Jobless Bill Descends Into Procedural Black Hole (Updated)
Updated 6:17 p.m. | The Senate’s debate over extending unemployment benefits devolved back into an all-too-familiar feud over considering amendments, with Majority Leader Harry Reid saying flatly that he wouldn’t allow GOP alternatives.
“We have been waiting for — this is Thursday — since Monday to get a proposal from the minority, from the Republicans as to what they believe would be a good way to pay for this … other than whack Obamacare,” the Nevada Democrat said in response to a query from Minority Leader Mitch McConnell, R-Ky, about allowing amendments.
Reid again dismissed a Republican offer from Kelly Ayotte of New Hampshire that would effectively eliminate child tax credits for undocumented immigrants.
“The answer is we’re where we are now. We’ve tried a number of different ways on many pieces of legislation to say OK, let’s have — let’s just do germane amendments. No. How about relevant amendments. No,” Reid said of the Republican response to various amendment offers in recent years.
“We get nowhere with dueling amendments,” Reid also said. “We’ve learned that in the past, dueling amendments doesn’t do the trick.”
That’s in reference to the practice of allowing each party to secure a vote on an amendment to the same piece of legislation knowing full well that neither will be adopted.
Democrats floated a proposal to pay for extended unemployment insurance through mid-November with changes to Medicare many years in the future. But it quickly became clear this was not the kind of bipartisan amendment that would be needed to get a bill through the Senate.
Reid took the procedural steps to block any other amendments, meaning the bill is likely dead until there’s a broader agreement, but nothing looked imminent Thursday.

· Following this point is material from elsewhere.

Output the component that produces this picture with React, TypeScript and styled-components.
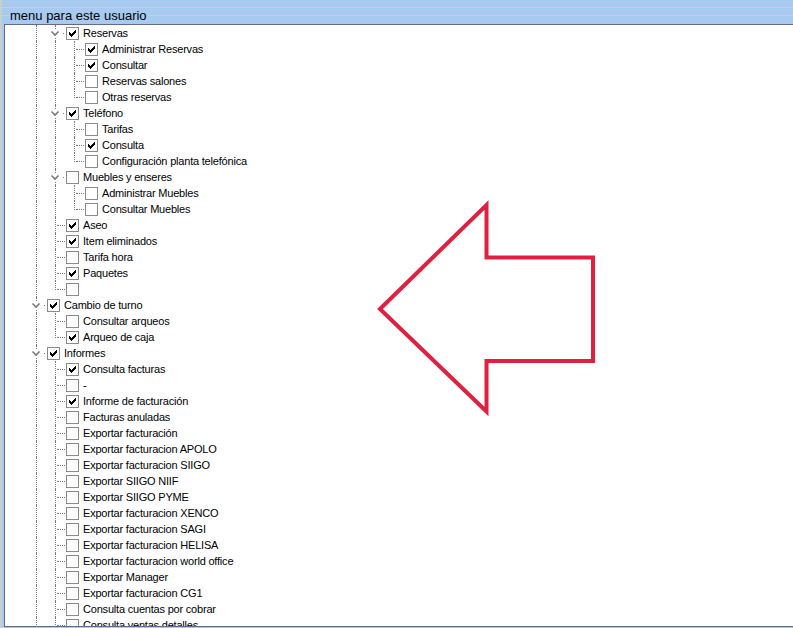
import React from "react";
import styled, { createGlobalStyle } from "styled-components";

const GlobalStyle = createGlobalStyle`
  html, body {
    margin: 0;
    padding: 0;
  }
  body {
    background: #a6caf0;
    overflow: hidden;
  }
`;

const Page = styled.div`
  position: relative;
  width: 793px;
  height: 628px;
  overflow: hidden;
  box-sizing: border-box;
  background: #a6caf0;
  border-left: 2px solid #c4d1cc;
  font-family: "Liberation Sans", Arial, sans-serif;
`;

const Header = styled.div`
  display: flex;
  flex-direction: column;
  height: 24px;
`;

const TopRule = styled.div`
  margin-top: 7px;
  height: 1px;
  background: #cdd1c8;
`;

const LegendRow = styled.div`
  display: flex;
  height: 16px;
`;

const LegendRule = styled.div<{ $grow?: boolean }>`
  flex: ${(p) => (p.$grow ? "1 1 auto" : "0 0 8px")};
  margin-top: 7px;
  height: 1px;
  background: #cdd1c8;
`;

const LegendText = styled.span`
  font-size: 13px;
  line-height: 16px;
  color: #000;
  white-space: nowrap;
  padding-right: 1px;
`;

const TreePanel = styled.div`
  margin-left: 2px;
  height: 603px;
  box-sizing: border-box;
  border: 1px solid #68688e;
  border-right: none;
  background: #fff;
  overflow: hidden;
  padding-left: 23px;
`;

const Row = styled.div`
  display: flex;
  align-items: flex-start;
  height: 16px;
`;

type VLine = "none" | "full" | "top";

const Cell = styled.div<{ $v: VLine; $h: boolean }>`
  position: relative;
  flex: 0 0 19px;
  height: 16px;

  &::before {
    content: "";
    display: ${(p) => (p.$v === "none" ? "none" : "block")};
    position: absolute;
    left: 8px;
    top: 0;
    height: ${(p) => (p.$v === "top" ? "9px" : "16px")};
    border-left: 1px dotted #77778a;
  }

  &::after {
    content: "";
    display: ${(p) => (p.$h ? "block" : "none")};
    position: absolute;
    left: 10px;
    top: 8px;
    width: 8px;
    border-top: 1px dotted #77778a;
  }
`;

const Chevron = styled.svg`
  position: absolute;
  left: 3px;
  top: 5px;
  background: #fff;
`;

const Dot = styled.span`
  position: absolute;
  left: 16px;
  top: 8px;
  width: 1px;
  height: 1px;
  background: #77778a;
`;

const Box = styled.span`
  position: relative;
  flex: 0 0 13px;
  width: 13px;
  height: 13px;
  margin-top: 2px;
  margin-right: 4px;
  box-sizing: border-box;
  border: 1px solid #8b8b8b;
  background: #fff;
`;

const Tick = styled.svg`
  position: absolute;
  left: 2px;
  top: 2px;
`;

const Label = styled.span`
  font-size: 11px;
  letter-spacing: -0.2px;
  line-height: 16px;
  color: #000;
  white-space: nowrap;
`;

const ArrowMark = styled.svg`
  position: absolute;
  left: 374px;
  top: 200px;
  overflow: visible;
  pointer-events: none;
`;

type Item = { level: number; label: string; checked?: boolean; open?: boolean };

const items: Item[] = [
  { level: 1, label: "Reservas", checked: true, open: true },
  { level: 2, label: "Administrar Reservas", checked: true },
  { level: 2, label: "Consultar", checked: true },
  { level: 2, label: "Reservas salones" },
  { level: 2, label: "Otras reservas" },
  { level: 1, label: "Teléfono", checked: true, open: true },
  { level: 2, label: "Tarifas" },
  { level: 2, label: "Consulta", checked: true },
  { level: 2, label: "Configuración planta telefónica" },
  { level: 1, label: "Muebles y enseres", open: true },
  { level: 2, label: "Administrar Muebles" },
  { level: 2, label: "Consultar Muebles" },
  { level: 1, label: "Aseo", checked: true },
  { level: 1, label: "Item eliminados", checked: true },
  { level: 1, label: "Tarifa hora" },
  { level: 1, label: "Paquetes", checked: true },
  { level: 1, label: "" },
  { level: 0, label: "Cambio de turno", checked: true, open: true },
  { level: 1, label: "Consultar arqueos" },
  { level: 1, label: "Arqueo de caja", checked: true },
  { level: 0, label: "Informes", checked: true, open: true },
  { level: 1, label: "Consulta facturas", checked: true },
  { level: 1, label: "-" },
  { level: 1, label: "Informe de facturación", checked: true },
  { level: 1, label: "Facturas anuladas" },
  { level: 1, label: "Exportar facturación" },
  { level: 1, label: "Exportar facturacion APOLO" },
  { level: 1, label: "Exportar facturacion SIIGO" },
  { level: 1, label: "Exportar SIIGO NIIF" },
  { level: 1, label: "Exportar SIIGO PYME" },
  { level: 1, label: "Exportar facturacion XENCO" },
  { level: 1, label: "Exportar facturacion SAGI" },
  { level: 1, label: "Exportar facturacion HELISA" },
  { level: 1, label: "Exportar facturacion world office" },
  { level: 1, label: "Exportar Manager" },
  { level: 1, label: "Exportar facturacion CG1" },
  { level: 1, label: "Consulta cuentas por cobrar" },
  { level: 1, label: "Consulta ventas detalles" },
];

// the list goes on below the visible part
const scan = [...items.map((i) => i.level), 1, 0];

// does the node at `depth` that owns row i have another sibling further down?
function hasNext(i: number, depth: number) {
  for (let j = i + 1; j < scan.length; j++) {
    if (scan[j] < depth) return false;
    if (scan[j] === depth) return true;
  }
  return false;
}

const tickPixels: [number, number, number][] = [
  [6, 0, 1],
  [5, 1, 2],
  [0, 2, 1],
  [4, 2, 3],
  [0, 3, 2],
  [3, 3, 3],
  [0, 4, 5],
  [1, 5, 3],
  [2, 6, 1],
];

function CheckBox({ checked }: { checked?: boolean }) {
  return (
    <Box>
      {checked && (
        <Tick width="7" height="7" viewBox="0 0 7 7" shapeRendering="crispEdges">
          {tickPixels.map(([x, y, w]) => (
            <rect key={`${x}-${y}`} x={x} y={y} width={w} height={1} fill="#000" />
          ))}
        </Tick>
      )}
    </Box>
  );
}

function TreeRow({ item, index }: { item: Item; index: number }) {
  const cells = [];
  for (let d = 0; d < item.level; d++) {
    const v: VLine = hasNext(index, d) ? "full" : "none";
    cells.push(<Cell key={d} $v={v} $h={false} />);
  }
  const more = hasNext(index, item.level);
  if (item.open) {
    cells.push(
      <Cell key="own" $v={more ? "full" : "top"} $h={false}>
        <Chevron width="10" height="7" viewBox="0 0 10 7">
          <polyline points="1.5,1.5 5,5 8.5,1.5" fill="none" stroke="#7a7a7a" strokeWidth="1.6" />
        </Chevron>
        <Dot />
      </Cell>
    );
  } else {
    cells.push(<Cell key="own" $v={more ? "full" : "top"} $h />);
  }
  return (
    <Row>
      {cells}
      <CheckBox checked={item.checked} />
      <Label>{item.label}</Label>
    </Row>
  );
}

export default function App() {
  return (
    <Page>
      <GlobalStyle />
      <Header>
        <TopRule />
        <LegendRow>
          <LegendRule />
          <LegendText>menu para este usuario</LegendText>
          <LegendRule $grow />
        </LegendRow>
      </Header>
      <TreePanel>
        {items.map((item, i) => (
          <TreeRow key={i} item={item} index={i} />
        ))}
      </TreePanel>
      <ArrowMark width="224" height="216" viewBox="0 0 224 216">
        <polygon
          points="4,109 110.5,5 110.5,57.5 217,57.5 217,161 110.5,161 110.5,211.5"
          fill="none"
          stroke="#df2040"
          strokeWidth="4"
          strokeLinejoin="miter"
        />
      </ArrowMark>
    </Page>
  );
}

“Look at it,” Sen. John Thune, R-S.D., said to reporters while holding and pointing at a transcript of Reid’s comments. “Reid said on the floor we don’t get anywhere by doing amendments.”
“This is the world’s greatest deliberative body, and we’re not going to do amendments? That’s insane,” Thune said. “I’d be afraid if I was a Democrat and my leader was saying things like this.”
Sen. Susan Collins said mid-afternoon that she had not yet reviewed the details of the plan, suggesting it represented a Democratic offer rather than a bipartisan agreement. Collins was one of six GOP senators who backed an effort to take up the original unemployment insurance measure, which would run for three months and does not contain offsets that would get the measure to the 60 votes needed to cut off a potential filibuster.
“I am representing the people of Indiana and their voice is shut down,” Sen. Dan Coats of Indiana, another Republican who supported the first cloture motion, told Reid on the floor.
The Democrats’ proposal would provide expanded unemployment benefits for about 11 months, with a package of offsets revolving around another extension of a mandatory spending sequester, this time into 2024. The 2011 budget deal set up a system that ultimately provided for automatic meat ax cuts on both the discretionary and mandatory sides of the ledger.
The budget agreement reached last month between Senate Budget Chairwoman Patty Murray, D-Wash., and House Budget Chairman Paul D. Ryan, R-Wis., used an extension of the budget savings on the mandatory side to help increase the amount of money available in the short term for discretionary spending.
Update 6:17 p.m.
Preliminary numbers from the Congressional Budget Office make it even less likely that GOP senators will ultimately accept the latest proposal from Democrats. It appears the CBO won’t give credit within the usual window for the further extension of the mandatory sequester.
A chart obtained by CQ Roll Call shows a deficit increase of about $17.1 billion over the 10-year budget window used in CBO scoring. Further extending the Medicare sequester would generate significant budget savings after 10 years, but that is not within the budget window.
Agreeing to count those savings now would represent a departure from normal practice in defining budget-neutral legislation.